My question is:
$$\oint_{|z| = 1} \frac{sin(\frac{1}{z})}{z-\pi} \,dz$$
The question was that weather this integral exists or not ?
If we see it in terms of singularities,we observe that $\sin(1/z)$ has an essential singularity at $z = 0$. And $z = \pi$ lies outside the given region $|z| = 1$.
But If I replace $z\mapsto 1/z $ in the integral. We get $\oint_{|\frac{1}{z}| = 1}\frac{-sin(z)}{(1-\pi z)(z)}dz$.

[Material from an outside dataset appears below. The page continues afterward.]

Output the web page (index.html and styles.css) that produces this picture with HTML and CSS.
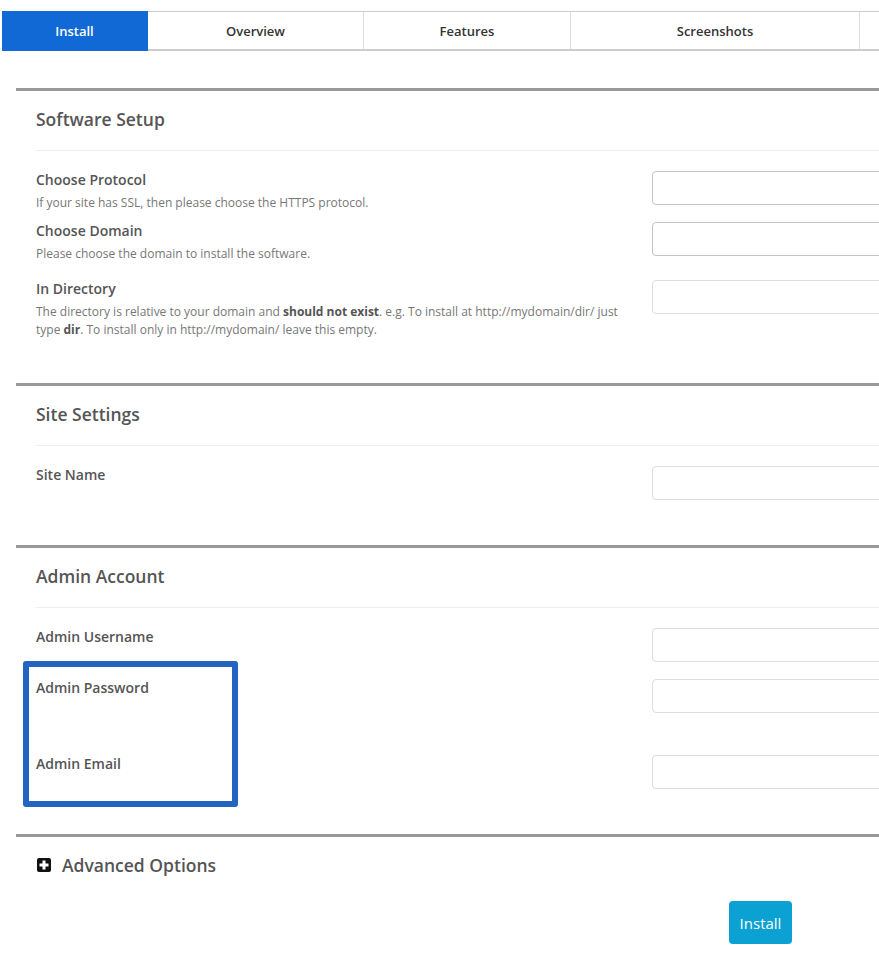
FILE: index.html
```html
<!DOCTYPE html>
<html lang="en">
<head>
  <meta charset="UTF-8">
  <meta name="viewport" content="width=device-width, initial-scale=1.0">
  <title>Install</title>
  <link rel="stylesheet" href="styles.css">
</head>
<body>
  <main class="page">
    <nav class="tabs">
      <a href="#" class="tab tab-active tab-install">Install</a>
      <a href="#" class="tab tab-overview">Overview</a>
      <a href="#" class="tab tab-features">Features</a>
      <a href="#" class="tab tab-screens">Screenshots</a>
      <a href="#" class="tab tab-more"></a>
    </nav>

    <section class="panel">
      <h2 class="panel-title">Software Setup</h2>
      <div class="row">
        <div class="info">
          <label class="label">Choose Protocol</label>
          <p class="desc">If your site has SSL, then please choose the HTTPS protocol.</p>
        </div>
        <input type="text" class="field field-select">
      </div>
      <div class="row row-wide">
        <div class="info">
          <label class="label">Choose Domain</label>
          <p class="desc">Please choose the domain to install the software.</p>
        </div>
        <input type="text" class="field field-select">
      </div>
      <div class="row">
        <div class="info">
          <label class="label">In Directory</label>
          <p class="desc">The directory is relative to your domain and <b>should not exist</b>. e.g. To install at http://mydomain/dir/ just type <b>dir</b>. To install only in http://mydomain/ leave this empty.</p>
        </div>
        <input type="text" class="field">
      </div>
    </section>

    <section class="panel">
      <h2 class="panel-title">Site Settings</h2>
      <div class="row">
        <div class="info">
          <label class="label">Site Name</label>
        </div>
        <input type="text" class="field">
      </div>
    </section>

    <section class="panel">
      <h2 class="panel-title">Admin Account</h2>
      <div class="highlight"></div>
      <div class="row">
        <div class="info">
          <label class="label">Admin Username</label>
        </div>
        <input type="text" class="field">
      </div>
      <div class="row row-pass">
        <div class="info">
          <label class="label">Admin Password</label>
        </div>
        <input type="password" class="field">
      </div>
      <div class="row">
        <div class="info">
          <label class="label">Admin Email</label>
        </div>
        <input type="text" class="field">
      </div>
    </section>

    <section class="panel panel-last">
      <h2 class="advanced">
        <svg class="plus" width="14" height="14" viewBox="0 0 14 14">
          <rect x="0" y="0" width="14" height="14" rx="2" fill="#111"/>
          <rect x="5.5" y="2.5" width="3" height="9" fill="#fff"/>
          <rect x="2.5" y="5.5" width="9" height="3" fill="#fff"/>
        </svg>
        Advanced Options
      </h2>
      <div class="actions">
        <button class="btn">Install</button>
      </div>
    </section>
  </main>
</body>
</html>
```

FILE: styles.css
```css
* {
  margin: 0;
  padding: 0;
  box-sizing: border-box;
}

html, body {
  overflow: hidden;
}

body {
  font-family: 'Open Sans', 'Liberation Sans', sans-serif;
  color: #555;
  background: #fff;
}

.page {
  width: 1200px;
  padding-top: 11px;
}

/* tabs */
.tabs {
  display: flex;
  margin-left: 2px;
  border-top: 1px solid #ccc;
  border-bottom: 2px solid #ccc;
  height: 40px;
}

.tab {
  display: flex;
  align-items: center;
  justify-content: center;
  font-size: 13px;
  font-weight: 600;
  color: #333;
  text-decoration: none;
  border-right: 1px solid #ddd;
}

.tab-active {
  background: #1169d6;
  color: #fff;
  margin-top: -1px;
  margin-bottom: -2px;
  border-right-color: #1169d6;
}

.tab-install { width: 146px; }
.tab-overview { width: 216px; }
.tab-features { width: 207px; }
.tab-screens { width: 289px; }
.tab-more { width: 200px; }

/* panels */
.panel {
  position: relative;
  margin-left: 16px;
  border-top: 3px solid #999;
  padding: 0 0 45px 20px;
}

.panel:first-of-type {
  margin-top: 37px;
  padding-bottom: 44px;
}

.panel-title {
  font-size: 17.5px;
  font-weight: 600;
  line-height: 20px;
  padding-top: 18px;
  padding-bottom: 21px;
  border-bottom: 1px solid #eee;
  margin-bottom: 20px;
  color: #555;
}

.row {
  display: flex;
  align-items: flex-start;
  min-height: 51px;
}

.row:last-of-type {
  min-height: 0;
}

.row-wide { min-height: 58px; }
.row-pass { min-height: 76px; }

.info {
  width: 600px;
  flex-shrink: 0;
}

.label {
  display: block;
  font-size: 14px;
  font-weight: 600;
  line-height: 18px;
  color: #555;
}

.desc {
  font-size: 12px;
  line-height: 18px;
  margin-top: 5px;
  color: #777;
}

.desc b {
  color: #555;
  font-weight: 700;
}

.field {
  margin-left: 16px;
  width: 320px;
  height: 34px;
  border: 1px solid #ddd;
  border-radius: 4px;
  background: #fff;
}

.field-select {
  border-color: #c4c4c4;
}

.highlight {
  position: absolute;
  left: 7px;
  top: 113px;
  width: 215px;
  height: 146px;
  border: 6px solid #2264c0;
  border-radius: 3px;
}

/* advanced + button */
.panel-last {
  padding-bottom: 0;
}

.advanced {
  display: flex;
  align-items: center;
  gap: 11px;
  font-size: 17.5px;
  font-weight: 600;
  line-height: 20px;
  padding-top: 18px;
  padding-left: 1px;
  color: #555;
}

.actions {
  margin-top: 26px;
  padding-left: 693px;
}

.btn {
  width: 63px;
  height: 43px;
  border: none;
  border-radius: 4px;
  background: #0ba1d3;
  color: #fff;
  font-family: 'Open Sans', sans-serif;
  font-size: 15px;
}
```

Am I right in doing this ?
And can I write $|1/z| = 1 $ as $ |z| = 1$?
Thanks
Yes it is correct. You can compute this last integral with the Cauchy integral formula. With $g(z) = \frac{\sin(z)}{z}$ that is analytic on $|z|< 1+\epsilon$ you have $$\int_{|z|=1}\frac{\sin(z)}{(1-\pi z)z}dz = \frac{-1}{\pi}\int_{|z| = 1}\frac{g(z)}{z-1/\pi}dz = \frac{-1}{\pi}2i \pi g(1/\pi) = -2i\pi \sin(1/\pi)$$ The alternative method is computing $Res(\frac{\sin(1/z)}{z-\pi},0)$.

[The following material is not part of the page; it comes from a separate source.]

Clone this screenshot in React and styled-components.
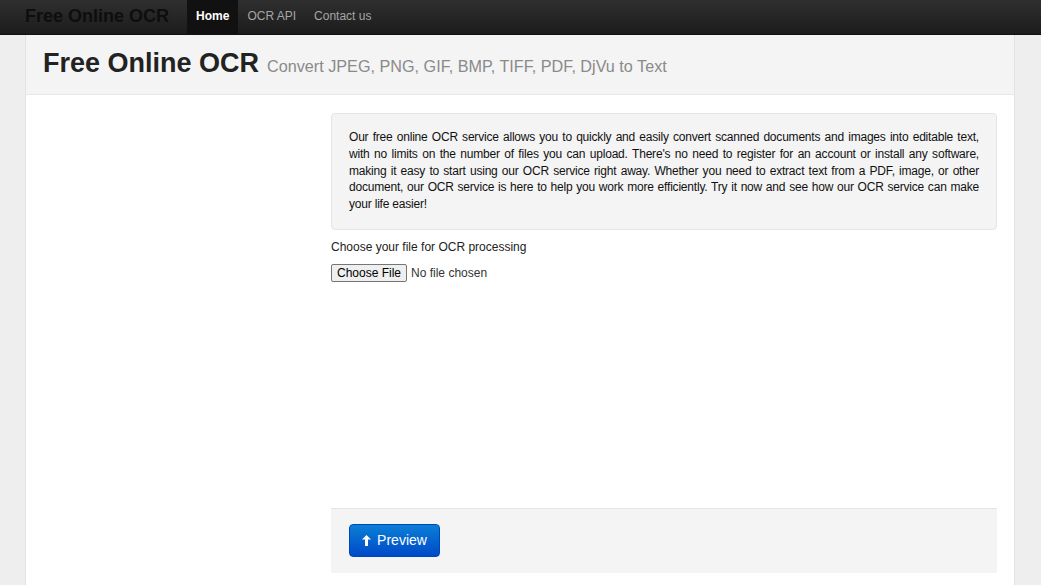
import React from 'react';
import styled, { createGlobalStyle } from 'styled-components';

const GlobalStyle = createGlobalStyle`
  html, body {
    margin: 0;
    padding: 0;
    background: #eeeeee;
    font-family: "Liberation Sans", Arial, sans-serif;
    color: #333;
  }
`;

const Navbar = styled.div`
  height: 35px;
  background: linear-gradient(to bottom, #2f2f2f, #1c1c1c);
  border-bottom: 1px solid #111;
  box-sizing: border-box;
  display: flex;
  align-items: stretch;
  padding-left: 25px;
`;

const Brand = styled.a`
  font-size: 18px;
  font-weight: bold;
  color: #0e0e0e;
  text-decoration: none;
  display: flex;
  align-items: center;
  padding-bottom: 2px;
  margin-right: 18px;
`;

const NavItem = styled.a`
  font-size: 12px;
  font-weight: ${p => (p.active ? 'bold' : 'normal')};
  color: ${p => (p.active ? '#fff' : '#a6a6a6')};
  background: ${p => (p.active ? '#111' : 'transparent')};
  padding: 0 9px;
  display: flex;
  align-items: center;
  padding-bottom: 3px;
  text-decoration: none;
`;

const Container = styled.div`
  margin: 0 25px;
  width: 990px;
  background: #fff;
  border-left: 1px solid #e2e2e2;
  border-right: 1px solid #e2e2e2;
  box-sizing: border-box;
  min-height: 550px;
`;

const Header = styled.div`
  background: #f4f4f4;
  border-bottom: 1px solid #e8e8e8;
  height: 60px;
  box-sizing: border-box;
  padding: 13px 17px 0;
  display: flex;
  align-items: baseline;
  gap: 8px;
`;

const Title = styled.h1`
  margin: 0;
  font-size: 27px;
  font-weight: bold;
  color: #222;
`;

const Subtitle = styled.small`
  font-size: 16.2px;
  color: #8a8a8a;
`;

const Body = styled.div`
  display: grid;
  grid-template-columns: 288px 666px;
  padding: 18px 0 0 17px;
`;

const Main = styled.div`
  display: flex;
  flex-direction: column;
`;

const Well = styled.div`
  background: #f4f4f4;
  border: 1px solid #e5e5e5;
  border-radius: 4px;
  padding: 15px 17px 16px;
  font-size: 12px;
  letter-spacing: -0.2px;
  line-height: 16.8px;
  color: #111;
  text-align: justify;
`;

const Label = styled.div`
  font-size: 12px;
  color: #222;
  margin-top: 10px;
`;

const FileRow = styled.div`
  display: flex;
  align-items: center;
  gap: 4px;
  margin-top: 10px;
  font-size: 12px;
  color: #333;
`;

const FileButton = styled.button`
  font-family: "Liberation Sans", Arial, sans-serif;
  font-size: 12px;
  color: #000;
  background: #efefef;
  border: 1px solid #767676;
  border-radius: 2px;
  padding: 1px 5px;
  height: 18px;
  line-height: 14px;
`;

const Actions = styled.div`
  margin-top: 226px;
  background: #f4f4f4;
  border-top: 1px solid #e5e5e5;
  height: 65px;
  box-sizing: border-box;
  padding: 15px 18px;
`;

const PrimaryButton = styled.button`
  font-family: "Liberation Sans", Arial, sans-serif;
  font-size: 14px;
  color: #fff;
  height: 33px;
  width: 91px;
  border: 1px solid #0046b8;
  border-radius: 4px;
  background: linear-gradient(to bottom, #0a7fd6, #0049c8);
  display: flex;
  align-items: center;
  justify-content: center;
  gap: 6px;
  padding: 0;
`;

const UpArrow = () => (
  <svg width="9" height="11" viewBox="0 0 9 11">
    <path d="M4.5 0 L9 4.5 L6 4.5 L6 11 L3 11 L3 4.5 L0 4.5 Z" fill="#fff" />
  </svg>
);

export default function App() {
  return (
    <>
      <GlobalStyle />
      <Navbar>
        <Brand href="#">Free Online OCR</Brand>
        <NavItem active href="#">Home</NavItem>
        <NavItem href="#">OCR API</NavItem>
        <NavItem href="#">Contact us</NavItem>
      </Navbar>
      <Container>
        <Header>
          <Title>Free Online OCR</Title>
          <Subtitle>Convert JPEG, PNG, GIF, BMP, TIFF, PDF, DjVu to Text</Subtitle>
        </Header>
        <Body>
          <div />
          <Main>
            <Well>
              Our free online OCR service allows you to quickly and easily convert scanned documents and images into editable text,
              with no limits on the number of files you can upload. There's no need to register for an account or install any software,
              making it easy to start using our OCR service right away. Whether you need to extract text from a PDF, image, or other
              document, our OCR service is here to help you work more efficiently. Try it now and see how our OCR service can make
              your life easier!
            </Well>
            <Label>Choose your file for OCR processing</Label>
            <FileRow>
              <FileButton>Choose File</FileButton>
              <span>No file chosen</span>
            </FileRow>
            <Actions>
              <PrimaryButton>
                <UpArrow />
                Preview
              </PrimaryButton>
            </Actions>
          </Main>
        </Body>
      </Container>
    </>
  );
}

Expand $$\frac{1}{z-\pi}=\frac{-1/\pi}{1-z/\pi} = \frac{-1}{\pi}\sum_{k=0}^\infty \frac{z^k}{\pi^k}, \qquad \sin(1/z) = \sum_{n=0}^\infty (-1)^n z^{-2n-1}/(2n+1)!$$ Thus $\frac{\sin(1/z)}{z-\pi} =\frac{-1}{\pi}\sum_{k=0}^\infty z^k/\pi^k \sum_{n=0}^\infty (-1)^n z^{2n+1}/(2n+1)!$ and $$Res(\frac{\sin(1/z)}{z-\pi},0) = \sum_{n=0}^\infty \frac{(-1)^n}{(2n+1)!}\frac{-1}{\pi}\frac{1}{\pi^{2n}} = -\sin(1/\pi)$$
And since $\frac{\sin(1/z)}{z-\pi}$ is analytic on $0 < |z| < 1+\epsilon$ : $$\int_{|z| =1} \frac{\sin(1/z)}{z-\pi}dz = 2i \pi \, Res(\frac{\sin(1/z)}{z-\pi},0) = -2i \pi \sin(1/\pi)$$